Recorded information:
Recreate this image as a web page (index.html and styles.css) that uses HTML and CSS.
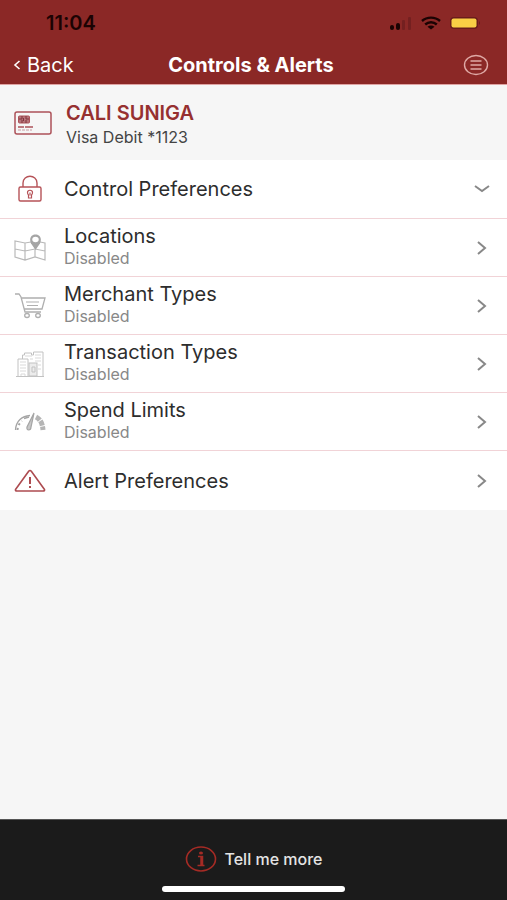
FILE: index.html
```html
<!DOCTYPE html>
<html lang="en">
<head>
    <meta charset="UTF-8">
    <meta name="viewport" content="width=device-width, initial-scale=1.0">
    <title>Controls & Alerts</title>
    <link rel="stylesheet" href="styles.css">
</head>
<body>
    <!-- Status bar and navigation -->
    <header class="header">
        <div class="status-bar">
            <span class="time">11:04</span>
            <div class="status-icons">
                <svg width="24" height="14" viewBox="0 0 24 14">
                    <rect x="1" y="9" width="4" height="5" rx="2" fill="#1b0303"/>
                    <rect x="7" y="7" width="4" height="7" rx="2" fill="#1b0303"/>
                    <rect x="13" y="4" width="3" height="10" rx="1" fill="#742020"/>
                    <rect x="19" y="1" width="3" height="13" rx="1" fill="#742020"/>
                </svg>
                <svg width="20" height="14" viewBox="0 0 20 14" fill="none" stroke="#1b0303" stroke-width="2.4">
                    <path d="M1 5C6 .5 14 .5 19 5M4.200 8.500C7.500 5.500 12.500 5.500 15.800 8.500"/>
                    <path d="M6.500 10.700C8.500 9 11.500 9 13.500 10.700L10 13.500Z" fill="#1b0303" stroke="none"/>
                </svg>
                <svg width="32" height="14" viewBox="0 0 32 14">
                    <rect x="1" y="1" width="28" height="12" rx="4" fill="#6a1c1b"/>
                    <rect x="2.500" y="2.500" width="25" height="9" rx="2" fill="#f9cf45"/>
                    <path d="M30 5q2 2 0 4z" fill="#6a1c1b"/>
                </svg>
            </div>
        </div>
        <nav class="nav-bar">
            <a class="back" href="#">
                <svg width="8" height="10" viewBox="0 0 8 10" fill="none" stroke="#fff" stroke-width="1.6"><path d="M6.500 1L2 5l4.500 4"/></svg>
                Back
            </a>
            <h1>Controls & Alerts</h1>
            <button class="menu-btn" aria-label="Menu">
                <svg width="26" height="22" viewBox="0 0 26 22" fill="none" stroke="#dfa9a5" stroke-width="1.4">
                    <ellipse cx="13" cy="11" rx="11.500" ry="9.500"/>
                    <path d="M7.500 7h11M7.500 11h11M7.500 15h11"/>
                </svg>
            </button>
        </nav>
    </header>

    <!-- Card Section -->
    <section class="card">
        <svg class="icon" width="38" height="26" viewBox="0 0 38 26" fill="none" stroke="#ad5259">
            <rect x="1" y="2" width="36" height="22" rx="2" stroke-width="1.5"/>
            <rect x="4.500" y="6" width="11" height="7" rx="1" fill="#b7747b"/>
            <path d="M8 6v3H5M8 13v-3M12 6v3h3M12 13v-3M9.500 8v3" stroke="#81343c"/>
            <path d="M4 17h6M11 17h8" stroke-width="1.4"/>
            <path d="M4 20h14" stroke="#c99aa0" stroke-dasharray="3 1"/>
        </svg>
        <div class="card-text">
            <h2>CALI SUNIGA</h2>
            <p>Visa Debit *1123</p>
        </div>
    </section>

    <!-- Preferences List -->
    <main class="list">
        <button class="row">
            <svg class="icon" width="38" height="30" viewBox="0 0 38 30" fill="none" stroke="#b65358" stroke-width="1.4">
                <rect x="5" y="13" width="22" height="14" rx="1.500"/>
                <path d="M9 13V9c0-9 14-9 14 0v4"/>
                <path d="M13.500 18.500c0-3 5-3 5 0 0 1-.500 2-1 2.500v3h-3v-3c-.500-.500-1-1.500-1-2.500zM16 18.500v3" stroke-width="1.200"/>
            </svg>
            <span class="label">Control Preferences</span>
            <svg class="arrow" width="18" height="16" viewBox="0 0 18 16"><path d="M2 5l7 5 7-5"/></svg>
        </button>

        <button class="row">
            <svg class="icon" width="38" height="30" viewBox="0 0 38 30" fill="none" stroke="#b9b9b9">
                <path d="M17 9l-6 1-10-2v16l10 3 10-3 10 3V10l-5-1M1 16l10 2 10-2 10 2M11 10v17M21 17v7" stroke-width="1.200"/>
                <path d="M21.500 17l-4.500-6.500C12-1.500 31-1.500 26 10.500z" fill="#a5a5a5" stroke="none"/>
                <ellipse cx="21.500" cy="6.500" rx="3.200" ry="2.800" fill="#fff" stroke="none"/>
            </svg>
            <span class="label with-status">Locations<small>Disabled</small></span>
            <svg class="arrow" width="18" height="16" viewBox="0 0 18 16"><path d="M5 2l7 6-7 6"/></svg>
        </button>

        <button class="row">
            <svg class="icon" width="38" height="30" viewBox="0 0 38 30" fill="none" stroke="#afafaf" stroke-width="1.3">
                <path d="M1 3h4l2 3 4 15h16M7 7h24l-3 11H10"/>
                <path d="M12 11h13M13 14.500h11" stroke-width="1.100"/>
                <ellipse cx="13" cy="24.500" rx="2.300" ry="2"/>
                <ellipse cx="24" cy="24.500" rx="2.300" ry="2"/>
            </svg>
            <span class="label with-status">Merchant Types<small>Disabled</small></span>
            <svg class="arrow" width="18" height="16" viewBox="0 0 18 16"><path d="M5 2l7 6-7 6"/></svg>
        </button>

        <button class="row">
            <svg class="icon" width="38" height="30" viewBox="0 0 38 30" fill="none" stroke="#c2c2c2">
                <path d="M2 27.500h28M4 27V10h10v17M8.500 10V6h2V4h7v2h2V3H29v24"/>
                <path d="M6 13h6M6 16h6M6 19h6M6 22h6M7 27v-2h4v2M21 6h6M21 9h6M21 12h6M24 16h3M24 20h3M11 7h7M16 10h3" stroke="#d9d9d9"/>
                <rect x="15" y="14" width="8" height="13" fill="#ececec"/>
                <path d="M18 18h3v5h-3z"/>
            </svg>
            <span class="label with-status">Transaction Types<small>Disabled</small></span>
            <svg class="arrow" width="18" height="16" viewBox="0 0 18 16"><path d="M5 2l7 6-7 6"/></svg>
        </button>

        <button class="row">
            <svg class="icon" width="38" height="30" viewBox="0 0 38 30" fill="none" stroke="#a5a5a5">
                <path d="M1.500 23C2 14 8 9 16 8.500" stroke-width="1.300"/>
                <path d="M3.500 23c.400-4 2-7 4.500-9" stroke-width="2" stroke-dasharray="2 3"/>
                <path d="M10 11.500l5-1.500" stroke-width="1.500"/>
                <path d="M22 10c4 2 6.500 6 7 13" stroke-width="5" stroke="#b5b5b5" stroke-dasharray="5 1"/>
                <path d="M20 6l-7 14c-1 4 4 4 4 0z" fill="#c8c8c8" stroke-width="1.200"/>
            </svg>
            <span class="label with-status">Spend Limits<small>Disabled</small></span>
            <svg class="arrow" width="18" height="16" viewBox="0 0 18 16"><path d="M5 2l7 6-7 6"/></svg>
        </button>

        <button class="row">
            <svg class="icon" width="38" height="30" viewBox="0 0 38 30" fill="none" stroke="#ad4b50" stroke-width="1.600" stroke-linejoin="round">
                <path d="M14.500 5.500Q16 3.500 17.500 5.500L30.500 23.500Q31 25 29 25H3Q1 25 1.500 23.500Z"/>
                <path d="M16 11v7M16 20v2" stroke-width="2"/>
            </svg>
            <span class="label">Alert Preferences</span>
            <svg class="arrow" width="18" height="16" viewBox="0 0 18 16"><path d="M5 2l7 6-7 6"/></svg>
        </button>
    </main>

    <footer class="footer">
        <button class="more-btn">
            <svg width="32" height="28" viewBox="0 0 32 28" fill="none" stroke="#a52b25">
                <ellipse cx="16" cy="14" rx="14.500" ry="12" stroke-width="1.600"/>
                <ellipse cx="16" cy="8" rx="2" ry="1.600" fill="#a52b25" stroke="none"/>
                <path d="M13 11.500h4.500V20M12.500 20.500h7" stroke-width="1.500"/>
                <path d="M16.500 12v8" stroke-width="2.500"/>
            </svg>
            Tell me more
        </button>
        <div class="home-bar"></div>
    </footer>
</body>
</html>
```

FILE: styles.css
```css
* {
    box-sizing: border-box;
}
body {
    font-family: Inter, "Liberation Sans", sans-serif;
    background: #f6f6f6;
    margin: 0;
    min-height: 100vh;
    display: flex;
    flex-direction: column;
}
h1, h2, p {
    margin: 0;
}
button {
    font-family: inherit;
    border: none;
    background: none;
    padding: 0;
    cursor: pointer;
}
svg {
    display: block;
    flex-shrink: 0;
}
.header {
    background: #8b2826;
    border-bottom: 1px solid #dfa4a3;
    color: white;
}
.status-bar {
    display: flex;
    justify-content: space-between;
    align-items: center;
    height: 46px;
    padding: 0 26px 0 46px;
}
.time {
    color: #1b0303;
    font-size: 20px;
    font-weight: 600;
}
.status-icons {
    display: flex;
    align-items: center;
    gap: 8px;
}
.nav-bar {
    display: grid;
    grid-template-columns: 1fr auto 1fr;
    align-items: center;
    height: 38px;
    padding: 0 18px 0 13px;
}
.back {
    display: flex;
    align-items: center;
    gap: 6px;
    color: white;
    font-size: 20px;
    text-decoration: none;
}
.nav-bar h1 {
    font-size: 20px;
    font-weight: 700;
}
.menu-btn {
    justify-self: end;
}

/* Card */
.card {
    display: flex;
    align-items: center;
    height: 75px;
    padding-left: 14px;
    gap: 14px;
}
.card-text {
    padding-top: 4px;
}
.card h2 {
    color: #963030;
    font-size: 20px;
    line-height: 25px;
    font-weight: 600;
}
.card p {
    color: #444;
    font-size: 16px;
    line-height: 22px;
}

/* List */
.list {
    background: white;
}
.row {
    display: flex;
    align-items: center;
    width: 100%;
    height: 58px;
    padding: 0 16px 0 14px;
    gap: 12px;
    text-align: left;
}
.row + .row {
    border-top: 1px solid #f1d3d7;
}
.row:last-child {
    height: 60px;
}
.label {
    flex: 1;
    color: #2d2d2d;
    font-size: 20px;
    line-height: 24px;
}
.label.with-status {
    padding-bottom: 4px;
}
.label small {
    display: block;
    color: #888;
    font-size: 16px;
    line-height: 20px;
}
.arrow {
    fill: none;
    stroke: #888;
    stroke-width: 2;
}

/* Footer */
.footer {
    display: flex;
    flex-direction: column;
    align-items: center;
    justify-content: flex-end;
    height: 81px;
    margin-top: auto;
    padding-bottom: 8px;
    gap: 13px;
    background: #1b1b1b;
    border-top: 1px solid #555;
}
.more-btn {
    display: flex;
    align-items: center;
    gap: 8px;
    color: #e4e4e4;
    font-size: 16px;
    font-weight: 500;
}
.home-bar {
    width: 36%;
    height: 6px;
    border-radius: 3px;
    background: white;
}
```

What the task requires: Each line above that includes "styles" counts once; state the total and nothing more.

Expected output: 3